Ensar, Peygamberimize ve O’nun davasına hayatı boyunca destek oldular. O’nun vefatından sonra da Allah yolunda çalışmaya devam ettiler. İslâmî davetin başka ülke ve coğrafyalara ulaşmasına çaba gösterdiler. Diğer insanlara hayatlarıyla örnek oldukları gibi, Peygamberimizin sünnetini koruyarak kendilerinden sonra gelenlere aktardılar. Sonradan ortaya çıkan anlaşmazlıklara pek karışmadılar.

Ensar, şüphesiz ki İslâmî davetin korunmasında ve yayılmasında, Medine’de ilk İslâm devletinin kurulmasında, örnek İslâmî hayatın sonraki nesillere aktarılmasında Muhacirlerle birlikte en önemli rolü oynadılar. Onlar, mü’minler için en güzel örneklerdir. Onları sevmek, onları örnek almak, onların izini takip etmek bir iman borcudur. Onların hayatında İslâmî çalışmaların bütün yönlerini, fedâkarlığın, cömertliğin, yiğitliğin, kardeşliğin, eziyetlere katlanmanın, Peygambere bağlanmanın, emre itaat etmenin, anlaşma ve işbirliğinin, diğer mü’mini kendi nefsine tercih etmenin (isar’ın), çalışmanın, ilme düşkünlüğün, kısaca Allah için tertemiz yaşamanın bütün güzel örneklerini bulabiliriz.

 

c- Ensar Olmak

Kur’an mü’minlere şöyle diyor:

“Ey iman edenler! Allah’ın (dininin) yardımcıları olun, tıpkı Meryem oğlu İsa’nın havarilere demesi gibi…” (61/Saff, 14)

‘Sözün (lafzın) özel olması hükmün genel olmasına engel değildir’, kuralından hareketle diyebiliriz ki: Bütün mü’minler, her devirde ve her yerde öncelikle İslâm’ı hayatlarında yaşayarak, onu birer canlı hayat haline getirerek, onun güzelliklerini ahlâk olarak göstererek, diğer insanlara ‘hidayet’ örneği olarak yardım etmek, ‘ensar’ olmak durumundadırlar. Ayrıca bütün mü’minler, bulundukları yerlerde, şartların uygun olmasına göre mallarıyla, imkanlarıyla, bilgi ve güçleriyle, gerekirse canlarıyla Allah’ın dininin ‘ensar’ı olmalılar, tıpkı Ensar gibi.

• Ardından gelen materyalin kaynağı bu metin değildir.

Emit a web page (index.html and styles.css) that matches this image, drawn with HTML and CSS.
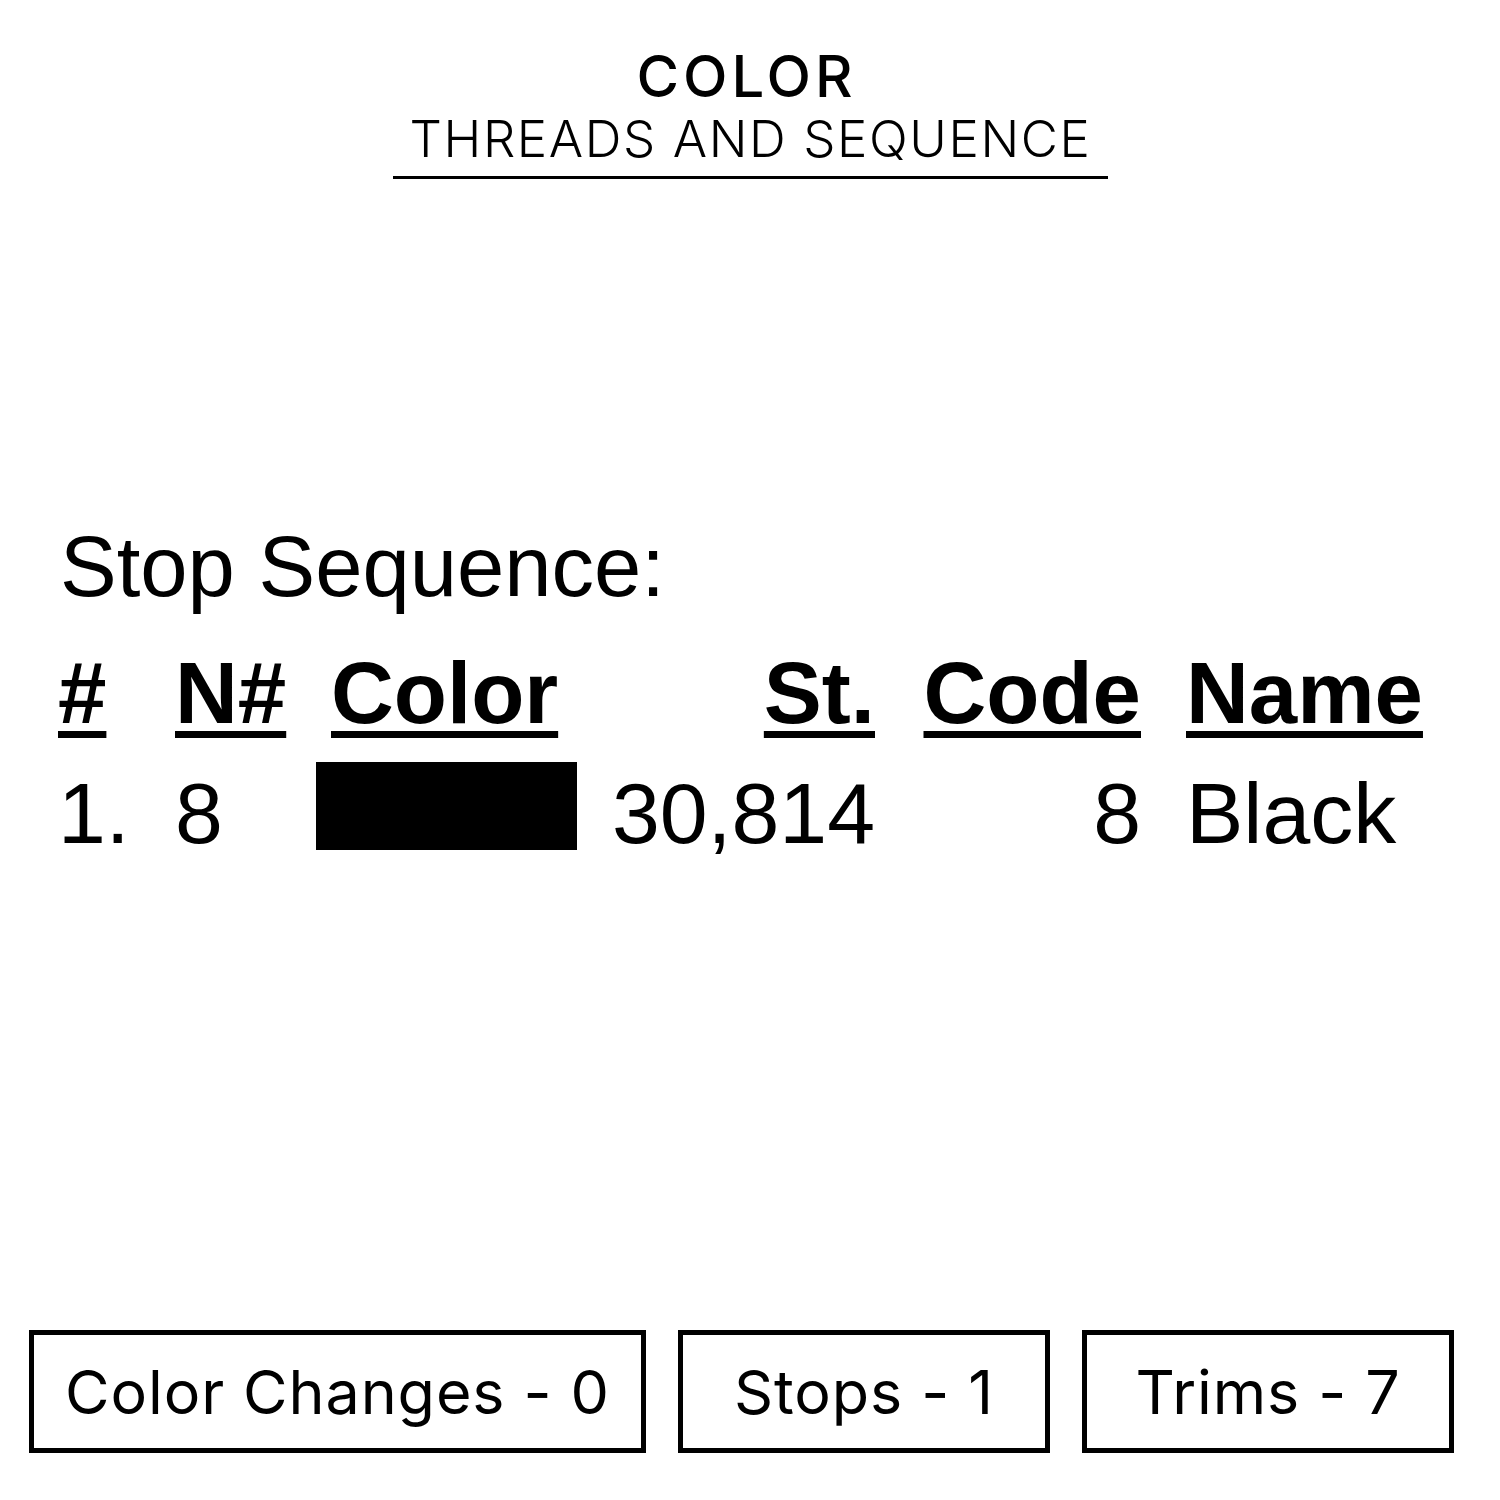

Bunun yanında mü’minler, dünyanın neresinde olursa olsun, ezilen, hor görülen, müztez’af hale getirilen, hatta yerinden yurdundan sürülen mü’minlere ellerinden geldiği kadar ‘ensar’ olmak, gerekli yardımı ulaştırmakla görevlidirler.

Allah’a yardım, O’nun dinine ve O’nun muhtaç, müstez’af ve mücahid kullarına yardım etmekle, yani Ensar olmakla mümkündür.